Exercise objective
Output the material word for word. Leave each picture out.

Recorded data
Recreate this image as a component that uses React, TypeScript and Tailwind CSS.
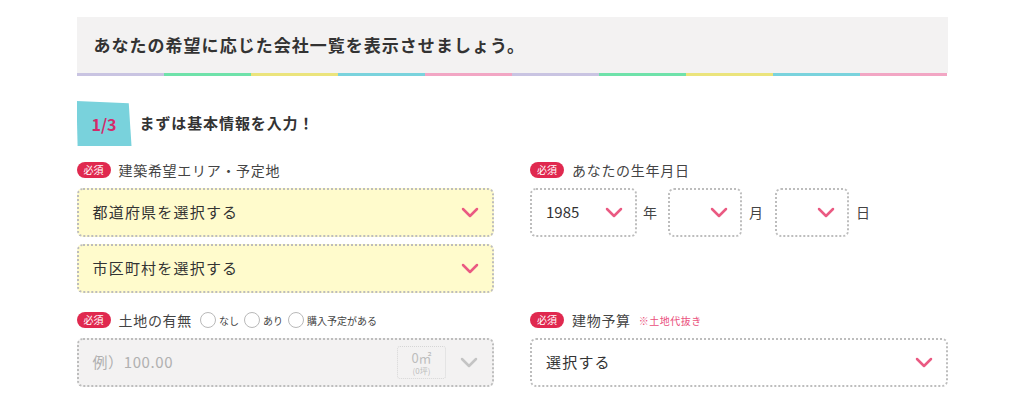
import React from "react";

const font = { fontFamily: '"Noto Sans CJK JP", "Noto Sans", sans-serif' };

function Chevron({ gray = false }: { gray?: boolean }) {
  return (
    <svg width="18" height="11" viewBox="0 0 18 11" fill="none">
      <path
        d="M2 2 L9 9 L16 2"
        stroke={gray ? "#c4c4c4" : "#ea5a82"}
        strokeWidth="2.5"
        strokeLinecap="round"
        strokeLinejoin="round"
      />
    </svg>
  );
}

function Required() {
  return (
    <span className="inline-flex h-[16px] w-[34px] items-center justify-center rounded-full bg-[#e0294f] text-[10px] leading-none text-white">
      必須
    </span>
  );
}

function Label({ children }: { children: React.ReactNode }) {
  return (
    <div className="flex h-[18px] items-center gap-2">
      <Required />
      {children}
    </div>
  );
}

function Radio({ text }: { text: string }) {
  return (
    <span className="flex items-center gap-[3px]">
      <span className="h-[16px] w-[16px] rounded-full border border-[#b9b9b9] bg-white" />
      <span className="text-[10px] text-[#444]">{text}</span>
    </span>
  );
}

const stripeColors = [
  "bg-[#c9c4e2]",
  "bg-[#6fe2aa]",
  "bg-[#ebe47c]",
  "bg-[#7ad3dd]",
  "bg-[#f2a6c4]",
  "bg-[#c9c4e2]",
  "bg-[#6fe2aa]",
  "bg-[#ebe47c]",
  "bg-[#7ad3dd]",
  "bg-[#f2a6c4]",
];

export default function App() {
  return (
    <div className="min-h-[406px] w-full bg-white" style={font}>
      <div className="mx-auto w-[871px] pt-[17px]">
        {/* header */}
        <div className="flex h-[56px] items-center bg-[#f3f2f2] pl-[17px]">
          <h1 className="text-[17px] font-bold tracking-[0.06em] text-[#333]">
            あなたの希望に応じた会社一覧を表示させましょう。
          </h1>
        </div>
        <div className="flex h-[3px]">
          {stripeColors.map((c, i) => (
            <div key={i} className={`flex-1 ${c}`} />
          ))}
        </div>

        {/* step */}
        <div className="mt-[25px] flex items-center gap-[8px]">
          <div className="flex h-[45px] w-[55px] items-center justify-center bg-[#79d2dc] [clip-path:polygon(0_0,95%_5%,100%_100%,2%_100%)]">
            <span className="text-[16px] font-bold text-[#d42a6a]">1/3</span>
          </div>
          <span className="text-[15px] font-bold tracking-[0.06em] text-[#333]">
            まずは基本情報を入力！
          </span>
        </div>

        {/* form grid */}
        <div className="mt-[15px] grid grid-cols-2 gap-x-9">
          {/* left col row 1 */}
          <div>
            <Label>
              <span className="text-[14px] tracking-[0.05em] text-[#444]">建築希望エリア・予定地</span>
            </Label>
            <div className="mt-[9px] flex h-[49px] items-center justify-between rounded-md border-2 border-dotted border-[#bdbdbd] bg-[#fffbcc] pl-[14px] pr-[13px]">
              <span className="text-[15px] tracking-[0.08em] text-[#333]">都道府県を選択する</span>
              <Chevron />
            </div>
            <div className="mt-[7px] flex h-[49px] items-center justify-between rounded-md border-2 border-dotted border-[#bdbdbd] bg-[#fffbcc] pl-[14px] pr-[13px]">
              <span className="text-[15px] tracking-[0.08em] text-[#333]">市区町村を選択する</span>
              <Chevron />
            </div>
          </div>

          {/* right col row 1 */}
          <div>
            <Label>
              <span className="text-[14px] tracking-[0.05em] text-[#444]">あなたの生年月日</span>
            </Label>
            <div className="mt-[9px] flex items-center">
              <div className="flex h-[49px] w-[107px] items-center justify-between rounded-md border-2 border-dotted border-[#bdbdbd] bg-white pl-[14px] pr-[12px]">
                <span className="text-[15px] text-[#333]">1985</span>
                <Chevron />
              </div>
              <span className="ml-[6px] mr-[11px] text-[14px] text-[#444]">年</span>
              <div className="flex h-[49px] w-[74px] items-center justify-end rounded-md border-2 border-dotted border-[#bdbdbd] bg-white pr-[12px]">
                <Chevron />
              </div>
              <span className="ml-[7px] mr-[12px] text-[14px] text-[#444]">月</span>
              <div className="flex h-[49px] w-[74px] items-center justify-end rounded-md border-2 border-dotted border-[#bdbdbd] bg-white pr-[12px]">
                <Chevron />
              </div>
              <span className="ml-[7px] text-[14px] text-[#444]">日</span>
            </div>
          </div>

          {/* left col row 2 */}
          <div className="mt-[18px]">
            <Label>
              <span className="text-[14px] tracking-[0.05em] text-[#444]">土地の有無</span>
              <span className="flex items-center gap-[5px]">
                <Radio text="なし" />
                <Radio text="あり" />
                <Radio text="購入予定がある" />
              </span>
            </Label>
            <div className="mt-[9px] flex h-[49px] items-center justify-between rounded-md border-2 border-dotted border-[#bdbdbd] bg-[#f3f2f2] pl-[14px] pr-[14px]">
              <span className="text-[15px] tracking-[0.04em] text-[#b0b0b0]">例）100.00</span>
              <div className="flex items-center gap-[14px]">
                <div className="flex h-[33px] w-[49px] flex-col items-center justify-center rounded-[3px] border border-dotted border-[#d6d6d6]">
                  <span className="text-[13px] leading-[14px] text-[#bdbdbd]">0㎡</span>
                  <span className="mt-[1px] text-[8px] leading-[9px] text-[#bdbdbd]">(0坪)</span>
                </div>
                <Chevron gray />
              </div>
            </div>
          </div>

          {/* right col row 2 */}
          <div className="mt-[18px]">
            <Label>
              <span className="text-[14px] tracking-[0.05em] text-[#444]">建物予算</span>
              <span className="text-[10px] tracking-[0.05em] text-[#ea4f7c]">※土地代抜き</span>
            </Label>
            <div className="mt-[9px] flex h-[49px] items-center justify-between rounded-md border-2 border-dotted border-[#bdbdbd] bg-white pl-[14px] pr-[13px]">
              <span className="text-[15px] tracking-[0.08em] text-[#333]">選択する</span>
              <Chevron />
            </div>
          </div>
        </div>
      </div>
    </div>
  );
}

Correct result
Recreate this image as a component that uses React, TypeScript and Tailwind CSS.
import React from "react";

const font = { fontFamily: '"Noto Sans CJK JP", "Noto Sans", sans-serif' };

function Chevron({ gray = false }: { gray?: boolean }) {
  return (
    <svg width="18" height="11" viewBox="0 0 18 11" fill="none">
      <path
        d="M2 2 L9 9 L16 2"
        stroke={gray ? "#c4c4c4" : "#ea5a82"}
        strokeWidth="2.5"
        strokeLinecap="round"
        strokeLinejoin="round"
      />
    </svg>
  );
}

function Required() {
  return (
    <span className="inline-flex h-[16px] w-[34px] items-center justify-center rounded-full bg-[#e0294f] text-[10px] leading-none text-white">
      必須
    </span>
  );
}

function Label({ children }: { children: React.ReactNode }) {
  return (
    <div className="flex h-[18px] items-center gap-2">
      <Required />
      {children}
    </div>
  );
}

function Radio({ text }: { text: string }) {
  return (
    <span className="flex items-center gap-[3px]">
      <span className="h-[16px] w-[16px] rounded-full border border-[#b9b9b9] bg-white" />
      <span className="text-[10px] text-[#444]">{text}</span>
    </span>
  );
}

const stripeColors = [
  "bg-[#c9c4e2]",
  "bg-[#6fe2aa]",
  "bg-[#ebe47c]",
  "bg-[#7ad3dd]",
  "bg-[#f2a6c4]",
  "bg-[#c9c4e2]",
  "bg-[#6fe2aa]",
  "bg-[#ebe47c]",
  "bg-[#7ad3dd]",
  "bg-[#f2a6c4]",
];

export default function App() {
  return (
    <div className="min-h-[406px] w-full bg-white" style={font}>
      <div className="mx-auto w-[871px] pt-[17px]">
        {/* header */}
        <div className="flex h-[56px] items-center bg-[#f3f2f2] pl-[17px]">
          <h1 className="text-[17px] font-bold tracking-[0.06em] text-[#333]">
            あなたの希望に応じた会社一覧を表示させましょう。
          </h1>
        </div>
        <div className="flex h-[3px]">
          {stripeColors.map((c, i) => (
            <div key={i} className={`flex-1 ${c}`} />
          ))}
        </div>

        {/* step */}
        <div className="mt-[25px] flex items-center gap-[8px]">
          <div className="flex h-[45px] w-[55px] items-center justify-center bg-[#79d2dc] [clip-path:polygon(0_0,95%_5%,100%_100%,2%_100%)]">
            <span className="text-[16px] font-bold text-[#d42a6a]">1/3</span>
          </div>
          <span className="text-[15px] font-bold tracking-[0.06em] text-[#333]">
            まずは基本情報を入力！
          </span>
        </div>

        {/* form grid */}
        <div className="mt-[15px] grid grid-cols-2 gap-x-9">
          {/* left col row 1 */}
          <div>
            <Label>
              <span className="text-[14px] tracking-[0.05em] text-[#444]">建築希望エリア・予定地</span>
            </Label>
            <div className="mt-[9px] flex h-[49px] items-center justify-between rounded-md border-2 border-dotted border-[#bdbdbd] bg-[#fffbcc] pl-[14px] pr-[13px]">
              <span className="text-[15px] tracking-[0.08em] text-[#333]">都道府県を選択する</span>
              <Chevron />
            </div>
            <div className="mt-[7px] flex h-[49px] items-center justify-between rounded-md border-2 border-dotted border-[#bdbdbd] bg-[#fffbcc] pl-[14px] pr-[13px]">
              <span className="text-[15px] tracking-[0.08em] text-[#333]">市区町村を選択する</span>
              <Chevron />
            </div>
          </div>

          {/* right col row 1 */}
          <div>
            <Label>
              <span className="text-[14px] tracking-[0.05em] text-[#444]">あなたの生年月日</span>
            </Label>
            <div className="mt-[9px] flex items-center">
              <div className="flex h-[49px] w-[107px] items-center justify-between rounded-md border-2 border-dotted border-[#bdbdbd] bg-white pl-[14px] pr-[12px]">
                <span className="text-[15px] text-[#333]">1985</span>
                <Chevron />
              </div>
              <span className="ml-[6px] mr-[11px] text-[14px] text-[#444]">年</span>
              <div className="flex h-[49px] w-[74px] items-center justify-end rounded-md border-2 border-dotted border-[#bdbdbd] bg-white pr-[12px]">
                <Chevron />
              </div>
              <span className="ml-[7px] mr-[12px] text-[14px] text-[#444]">月</span>
              <div className="flex h-[49px] w-[74px] items-center justify-end rounded-md border-2 border-dotted border-[#bdbdbd] bg-white pr-[12px]">
                <Chevron />
              </div>
              <span className="ml-[7px] text-[14px] text-[#444]">日</span>
            </div>
          </div>

          {/* left col row 2 */}
          <div className="mt-[18px]">
            <Label>
              <span className="text-[14px] tracking-[0.05em] text-[#444]">土地の有無</span>
              <span className="flex items-center gap-[5px]">
                <Radio text="なし" />
                <Radio text="あり" />
                <Radio text="購入予定がある" />
              </span>
            </Label>
            <div className="mt-[9px] flex h-[49px] items-center justify-between rounded-md border-2 border-dotted border-[#bdbdbd] bg-[#f3f2f2] pl-[14px] pr-[14px]">
              <span className="text-[15px] tracking-[0.04em] text-[#b0b0b0]">例）100.00</span>
              <div className="flex items-center gap-[14px]">
                <div className="flex h-[33px] w-[49px] flex-col items-center justify-center rounded-[3px] border border-dotted border-[#d6d6d6]">
                  <span className="text-[13px] leading-[14px] text-[#bdbdbd]">0㎡</span>
                  <span className="mt-[1px] text-[8px] leading-[9px] text-[#bdbdbd]">(0坪)</span>
                </div>
                <Chevron gray />
              </div>
            </div>
          </div>

          {/* right col row 2 */}
          <div className="mt-[18px]">
            <Label>
              <span className="text-[14px] tracking-[0.05em] text-[#444]">建物予算</span>
              <span className="text-[10px] tracking-[0.05em] text-[#ea4f7c]">※土地代抜き</span>
            </Label>
            <div className="mt-[9px] flex h-[49px] items-center justify-between rounded-md border-2 border-dotted border-[#bdbdbd] bg-white pl-[14px] pr-[13px]">
              <span className="text-[15px] tracking-[0.08em] text-[#333]">選択する</span>
              <Chevron />
            </div>
          </div>
        </div>
      </div>
    </div>
  );
}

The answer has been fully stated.